Abstract

Experimental and computational methods were used to investigate the characteristics of a scaled, generically shaped weapons internal carriage and separation bay with a length-to-depth ratio of 4.5 at multiple Mach numbers and stagnation pressures. Three new nozzles were designed, manufactured, and characterized for the U.S. Air Force Institute of Technology small supersonic tunnel, yielding freestream Mach numbers of 1.43, 1.84, and 2.22. In addition, a control valve was reconfigured to achieve stagnation pressures as low as 1.0 psia, allowing more realistic scaling. These nozzles were used in conjunction with piezoresistive pressure transducers and high-speed schlieren photography to capture the time history of the pressure and the acoustic spectra of the cavity.
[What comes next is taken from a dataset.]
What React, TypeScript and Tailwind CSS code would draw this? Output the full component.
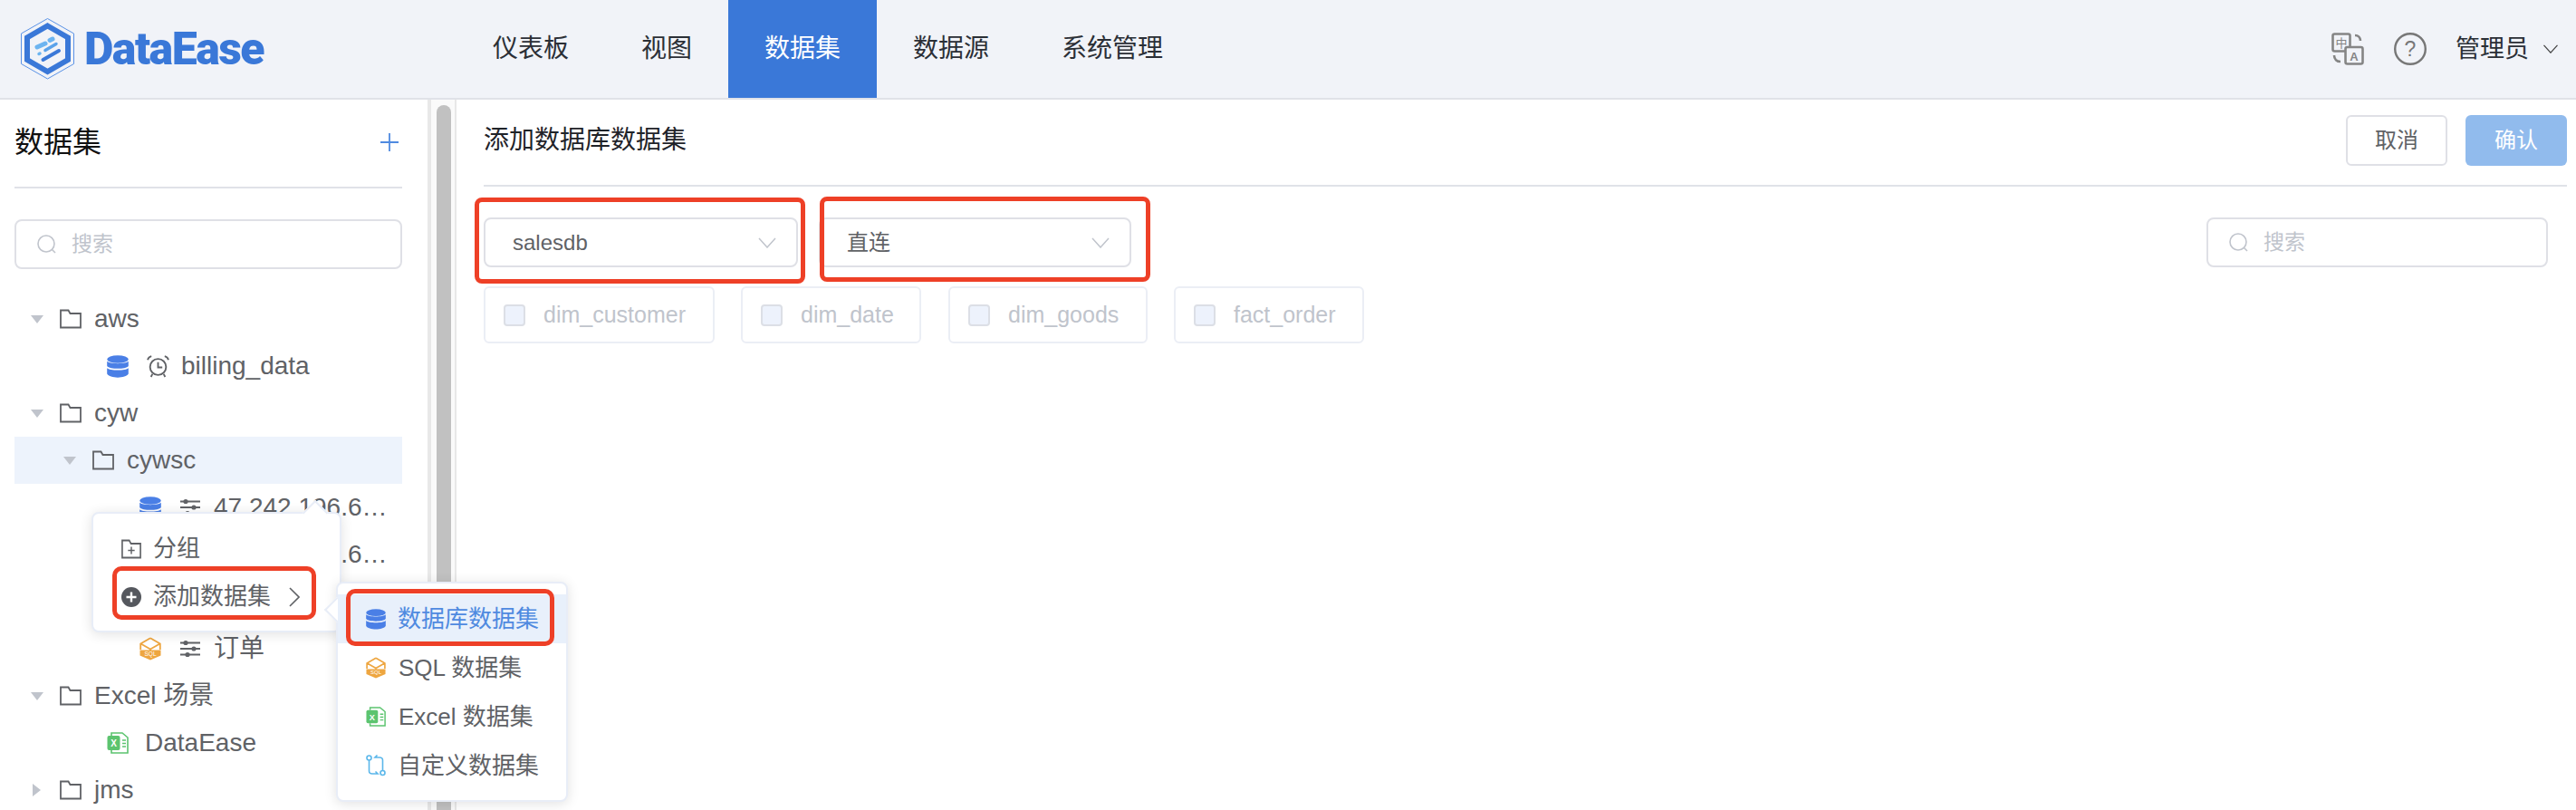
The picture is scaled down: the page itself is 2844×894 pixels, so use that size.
import React from "react";

const Folder = ({ plus = false, w = 24 }: { plus?: boolean; w?: number }) => (
  <svg width={w} height="22" viewBox="0 0 24 22" preserveAspectRatio="none" fill="none" className="shrink-0">
    <path d="M1 20.500V1.500H9.500L11.500 5H23V20.500H1Z" stroke="#606266" strokeWidth="1.800" />
    {plus && <path d="M8 12.500H16M12 8.500V16.500" stroke="#606266" strokeWidth="1.600" />}
  </svg>
);

const Db = ({ size = 24 }: { size?: number }) => (
  <svg width={size} height={size + 1} viewBox="0 0 24 25" className="shrink-0">
    <ellipse cx="12" cy="4.500" rx="11.800" ry="4.300" fill="#4a7fe6" />
    <path d="M.2 6.800C3 10 21 10 23.800 6.800V12C21 15.800 3 15.800 .2 12Z" fill="#4a7fe6" />
    <path d="M.2 14.200C3 17.400 21 17.400 23.800 14.200V20.500C21 26 3 26 .2 20.500Z" fill="#4a7fe6" />
  </svg>
);

const Alarm = () => (
  <svg width="25" height="25" viewBox="0 0 24 24" fill="none" stroke="#606266" strokeWidth="1.800" className="shrink-0">
    <circle cx="12" cy="12.500" r="8.500" />
    <path d="M12 7.500V13H16.500M1 5C1.500 2.500 3 1.500 5 1M23 5C22.500 2.500 21 1.500 19 1M6 20L4.500 23M18 20L19.500 23" />
  </svg>
);

const Sliders = () => (
  <svg width="24" height="20" viewBox="0 0 24 20" fill="none" className="shrink-0">
    <path d="M1 3.500H23M1 10H23M1 16.500H23" stroke="#606266" strokeWidth="1.800" />
    <circle cx="7" cy="3.500" r="2.600" fill="#606266" />
    <circle cx="16" cy="10" r="2.600" fill="#606266" />
    <circle cx="9" cy="16.500" r="2.600" fill="#606266" />
  </svg>
);

const Sql = ({ size = 24 }: { size?: number }) => (
  <svg width={size} height={size + 2} viewBox="0 0 24 26" className="shrink-0">
    <path d="M12 1.200L22.800 7.500V14M1.200 14V7.500L12 1.200M1.500 7.500L12 13.500L22.500 7.500M12 13.500V16" fill="none" stroke="#eea640" strokeWidth="1.800" />
    <path d="M.5 14.500H23.500V20.500L12 25.500L.5 20.500Z" fill="#eea640" />
    <text x="12" y="20.500" textAnchor="middle" fontSize="6.500" fontFamily="Liberation Sans" fill="#fff">SQL</text>
  </svg>
);

const Excel = ({ size = 24 }: { size?: number }) => (
  <svg width={size} height={size + 2} viewBox="0 0 24 26" fill="none" className="shrink-0">
    <path d="M5 5V2H17L23 7V24H5V21" stroke="#5cc46f" strokeWidth="1.600" />
    <rect x=".5" y="5" width="14" height="16" rx="2" fill="#5cc46f" />
    <text x="7.500" y="17" textAnchor="middle" fontSize="10" fontWeight="700" fontFamily="Liberation Sans" fill="#fff">X</text>
    <path d="M17 10H21M17 13.500H21M17 17H21" stroke="#5cc46f" strokeWidth="1.500" />
  </svg>
);

const Custom = () => (
  <svg width="22" height="24" viewBox="0 0 22 24" fill="none" stroke="#5bb7ea" strokeWidth="1.600" className="shrink-0">
    <circle cx="3.500" cy="3.500" r="2.500" />
    <circle cx="18.500" cy="20" r="2.500" />
    <path d="M3.500 6V18C3.500 20 5 21 7 21H13L10.500 18.500M18.500 17.500V6C18.500 4 17 3 15 3H10L12.500 .5" />
  </svg>
);

const Tri = ({ right = false }: { right?: boolean }) =>
  right ? (
    <svg width="14" height="18" viewBox="0 0 14 18" className="shrink-0"><path d="M2 2L11 9L2 16Z" fill="#c0c4cc" /></svg>
  ) : (
    <svg width="14" height="9" viewBox="0 0 14 9" className="shrink-0"><path d="M0 0H14L7 9Z" fill="#c0c4cc" /></svg>
  );

const Chevron = ({ color = "#c0c4cc", w = 20, h = 12 }: { color?: string; w?: number; h?: number }) => (
  <svg width={w} height={h} viewBox="0 0 20 12" fill="none" className="shrink-0">
    <path d="M1 1L10 11L19 1" stroke={color} strokeWidth="1.500" />
  </svg>
);

const Search = ({ className }: { className: string }) => (
  <div className={`flex h-[55px] items-center rounded-lg border-2 border-[#dfe0e6] bg-white pl-[23px] ${className}`}>
    <svg width="21" height="21" viewBox="0 0 21 21" fill="none" stroke="#c0c4cc" strokeWidth="1.600" className="shrink-0">
      <circle cx="10" cy="10" r="9" />
      <path d="M16.500 16.500L20 20" />
    </svg>
    <span className="ml-[17px] text-[23px] text-[#c0c4cc]">搜索</span>
  </div>
);

const Select = ({ label, className }: { label: string; className: string }) => (
  <div className={`flex h-[55px] items-center justify-between rounded-lg border-2 border-[#dfe0e6] bg-white pr-[22px] text-[24px] text-[#606266] ${className}`}>
    <span>{label}</span>
    <Chevron />
  </div>
);

const Card = ({ label, className }: { label: string; className: string }) => (
  <div className={`flex h-[63px] items-center rounded-md border-2 border-[#ebeef5] pl-5 ${className}`}>
    <span className="h-6 w-6 shrink-0 rounded border-2 border-[#dcdfe6] bg-[#edf2fc]" />
    <span className="ml-[20px] text-[25px] text-[#c0c4cc]">{label}</span>
  </div>
);

const Row = ({ children, active = false, className = "" }: { children: React.ReactNode; active?: boolean; className?: string }) => (
  <div className={`flex h-[52px] items-center whitespace-nowrap text-[28px] text-[#606266] ${active ? "bg-[#edf3fc]" : ""} ${className}`}>
    {children}
  </div>
);

const nav = [
  { t: "仪表板", w: "w-[164px]" },
  { t: "视图", w: "w-[136px]" },
  { t: "数据集", w: "w-[164px]", on: true },
  { t: "数据源", w: "w-[164px]" },
  { t: "系统管理", w: "w-[192px]" },
];

export default function App() {
  return (
    <div className="relative flex h-[894px] w-[2844px] flex-col overflow-hidden bg-white font-['Liberation_Sans','Noto_Sans_CJK_SC',sans-serif]">
      <header className="flex h-[110px] shrink-0 items-stretch border-b-2 border-[#e0e2e8] bg-[#f1f3f8]">
        <div className="flex w-[504px] shrink-0 items-center pl-[22px]">
          <svg width="62" height="70" viewBox="22 16 62 70" fill="none" className="shrink-0">
            <path d="M52.500 17.500L81.500 34V67.500L52.500 84L23.500 67.500V34Z" stroke="#5a92e6" strokeWidth="1" />
            <path d="M52.500 25.500L75 38.500V63L52.500 76L30 63V38.500Z" stroke="#3a78d8" strokeWidth="6" />
            <path d="M41 49L50 45M55 41.500L58 40" stroke="#6cb4f0" strokeWidth="5" strokeLinecap="round" />
            <path d="M50 52.500L62 45.500" stroke="#5aa2ea" strokeWidth="3.500" strokeLinecap="round" />
            <path d="M43 56.500L44 56" stroke="#6cb4f0" strokeWidth="3.500" strokeLinecap="round" />
            <path d="M47.500 63L65 53" stroke="#3a78d8" strokeWidth="4" strokeLinecap="round" />
          </svg>
          <span className="ml-[9px] font-['Roboto'] text-[50px] font-black leading-none tracking-[-1.5px] text-[#3a78d8]">DataEase</span>
        </div>
        <nav className="flex text-[28px] text-[#2b2f36]">
          {nav.map((n) => (
            <div key={n.t} className={`flex items-center justify-center ${n.w} ${n.on ? "bg-[#3a78d8] text-white" : ""}`}>
              {n.t}
            </div>
          ))}
        </nav>
        <div className="ml-auto flex items-center pr-[19px]">
          <svg width="36" height="36" viewBox="0 0 36 36" fill="none" stroke="#858585" strokeWidth="2.600" className="shrink-0">
            <rect x="1.500" y="1.500" width="19" height="19" rx="2" />
            <rect x="15.500" y="16" width="19" height="18.500" rx="2" fill="#f1f3f8" />
            <path d="M26 3C29.500 3 32 5.500 32 9M3 25C3 29.500 6 32 10 32" />
            <text x="11" y="16" textAnchor="middle" fontSize="13" fontFamily="Noto Sans CJK SC" fill="#858585" stroke="none">中</text>
            <text x="25" y="31" textAnchor="middle" fontSize="13" fontWeight="700" fontFamily="Liberation Sans" fill="#858585" stroke="none">A</text>
          </svg>
          <svg width="36" height="36" viewBox="0 0 36 36" fill="none" className="ml-[33px] shrink-0">
            <circle cx="18" cy="18" r="16.800" stroke="#777" strokeWidth="2.400" />
            <text x="18" y="26" textAnchor="middle" fontSize="23" fontFamily="Liberation Sans" fill="#777">?</text>
          </svg>
          <span className="ml-[32px] text-[27px] text-[#2b2f36]">管理员</span>
          <span className="ml-[15px]"><Chevron color="#444" w={18} h={10} /></span>
        </div>
      </header>

      <div className="flex min-h-0 flex-1">
        <aside className="w-[472px] shrink-0 pl-4 pr-7">
          <div className="flex h-[98px] items-center justify-between border-b-2 border-[#e0e2e8] pb-0.5 pr-1">
            <span className="text-[32px] text-[#111]">数据集</span>
            <svg width="20" height="20" viewBox="0 0 20 20" stroke="#4f8ae0" strokeWidth="1.800"><path d="M0 10H20M10 0V20" /></svg>
          </div>
          <Search className="mt-[34px]" />
          <div className="mt-[29px]">
            <Row className="pl-[18px]"><Tri /><span className="ml-[18px]"><Folder /></span><span className="ml-[14px]">aws</span></Row>
            <Row className="pl-[102px]"><Db /><span className="ml-5"><Alarm /></span><span className="ml-[13px]">billing_data</span></Row>
            <Row className="pl-[18px]"><Tri /><span className="ml-[18px]"><Folder /></span><span className="ml-[14px]">cyw</span></Row>
            <Row active className="pl-[54px]"><Tri /><span className="ml-[18px]"><Folder /></span><span className="ml-[14px]">cywsc</span></Row>
            <Row className="pl-[138px]"><Db /><span className="ml-5"><Sliders /></span><span className="ml-[14px]">47.242.196.6…</span></Row>
            <Row className="pl-[138px]"><Db /><span className="ml-5"><Sliders /></span><span className="ml-[14px]">47.242.196.6…</span></Row>
            <Row className="pl-[138px]"><Sql /><span className="ml-5"><Sliders /></span></Row>
            <Row className="pl-[138px]"><Sql /><span className="ml-5"><Sliders /></span><span className="ml-[14px]">订单</span></Row>
            <Row className="pl-[18px]"><Tri /><span className="ml-[18px]"><Folder /></span><span className="ml-[14px]">Excel 场景</span></Row>
            <Row className="pl-[102px]"><Excel /><span className="ml-[18px]">DataEase</span></Row>
            <Row className="pl-[18px]"><Tri right /><span className="ml-[18px]"><Folder /></span><span className="ml-[14px]">jms</span></Row>
          </div>
        </aside>

        <div className="flex w-8 shrink-0 justify-center border-l-4 border-r-2 border-[#e8e8e8] bg-[#fafafa] pt-1.5">
          <div className="ml-0.5 h-full w-4 rounded-t-lg bg-[#c1c1c1]" />
        </div>

        <main className="min-w-0 flex-1 pl-[30px] pr-[10px]">
          <div className="flex h-[96px] items-center justify-between border-b-2 border-[#e0e2e8] pb-1">
            <span className="text-[28px] text-[#1f2329]">添加数据库数据集</span>
            <div className="flex gap-5">
              <div className="flex h-[56px] w-[112px] items-center justify-center rounded-md border-2 border-[#dfe0e6] bg-white text-[24px] text-[#606266]">取消</div>
              <div className="flex h-[56px] w-[112px] items-center justify-center rounded-md bg-[#91bbed] text-[24px] text-white">确认</div>
            </div>
          </div>
          <div className="mt-[34px] flex items-start pr-[21px]">
            <Select label="salesdb" className="w-[347px] pl-[30px]" />
            <Select label="直连" className="ml-[23px] w-[345px] pl-[29px]" />
            <Search className="ml-auto w-[377px]" />
          </div>
          <div className="mt-[21px] flex">
            <Card label="dim_customer" className="w-[255px]" />
            <Card label="dim_date" className="ml-[29px] w-[199px]" />
            <Card label="dim_goods" className="ml-[30px] w-[220px]" />
            <Card label="fact_order" className="ml-[29px] w-[210px]" />
          </div>
        </main>
      </div>

      {/* first context menu */}
      <div className="absolute left-[101px] top-[565px] h-[133px] w-[276px] rounded-lg border-2 border-[#e8edf7] bg-white pt-3 text-[26px] text-[#606266] shadow-[0_2px_14px_rgba(0,0,0,0.12)]">
        <div className="absolute -top-[11px] left-[235px] h-5 w-5 rotate-45 border-l-2 border-t-2 border-[#e8edf7] bg-white" />
        <div className="relative flex h-[53px] items-center pl-[31px]">
          <Folder plus w={22} />
          <span className="ml-[13px]">分组</span>
        </div>
        <div className="relative flex h-[53px] items-center pl-[31px]">
          <svg width="22" height="22" viewBox="0 0 22 22" className="shrink-0">
            <circle cx="11" cy="11" r="11" fill="#55585e" />
            <path d="M5.500 11H16.500M11 5.500V16.500" stroke="#fff" strokeWidth="2.400" />
          </svg>
          <span className="ml-[13px]">添加数据集</span>
          <svg width="12" height="22" viewBox="0 0 12 22" fill="none" className="ml-5 shrink-0"><path d="M1 1L11 11L1 21" stroke="#606266" strokeWidth="1.600" /></svg>
        </div>
      </div>

      {/* submenu */}
      <div className="absolute left-[371px] top-[642px] h-[243px] w-[256px] rounded-lg border-2 border-[#e8edf7] bg-white pt-3 text-[26px] text-[#606266] shadow-[0_2px_14px_rgba(0,0,0,0.12)]">
        <div className="absolute -left-[11px] top-[19px] h-5 w-5 rotate-45 border-b-2 border-l-2 border-[#e8edf7] bg-white" />
        <div className="relative flex h-[54px] items-center whitespace-nowrap bg-[#e8f0fb] pl-[31px] text-[#4f8ae0]">
          <Db size={22} />
          <span className="ml-[13px]">数据库数据集</span>
        </div>
        <div className="flex h-[54px] items-center whitespace-nowrap pl-[31px]">
          <Sql size={22} />
          <span className="ml-[14px]">SQL 数据集</span>
        </div>
        <div className="flex h-[54px] items-center whitespace-nowrap pl-[31px]">
          <Excel size={22} />
          <span className="ml-[14px]">Excel 数据集</span>
        </div>
        <div className="flex h-[54px] items-center whitespace-nowrap pl-[31px]">
          <Custom />
          <span className="ml-[13px]">自定义数据集</span>
        </div>
      </div>

      {/* red annotation frames */}
      <div className="absolute left-[124px] top-[625px] h-[59px] w-[225px] rounded-[10px] border-[5px] border-[#ee4027]" />
      <div className="absolute left-[382px] top-[650px] h-[63px] w-[230px] rounded-[10px] border-[5px] border-[#ee4027]" />
      <div className="absolute left-[524px] top-[218px] h-[95px] w-[365px] rounded-[8px] border-[5px] border-[#ee4027]" />
      <div className="absolute left-[905px] top-[217px] h-[94px] w-[365px] rounded-[8px] border-[5px] border-[#ee4027]" />
    </div>
  );
}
The nominal Mach 2.3 nozzle was used in free-drop testing of a 1:20 scaled sphere and compared with computational simulations. The computational solution was obtained using the OVERFLOW solver with incorporated six-degree-of-freedom motion and the delayed detached-eddy simulation/shear stress transport hybrid turbulence model. Analysis of the schlieren video generated by the experimental tests allowed direct comparison of computational and experimental trajectories. Measured trajectories compared closely to computational trajectories, especially for the lowest stagnation pressure settings, where heavy Mach scaling yielded operationally relevant conditions, despite the small scale of the tests.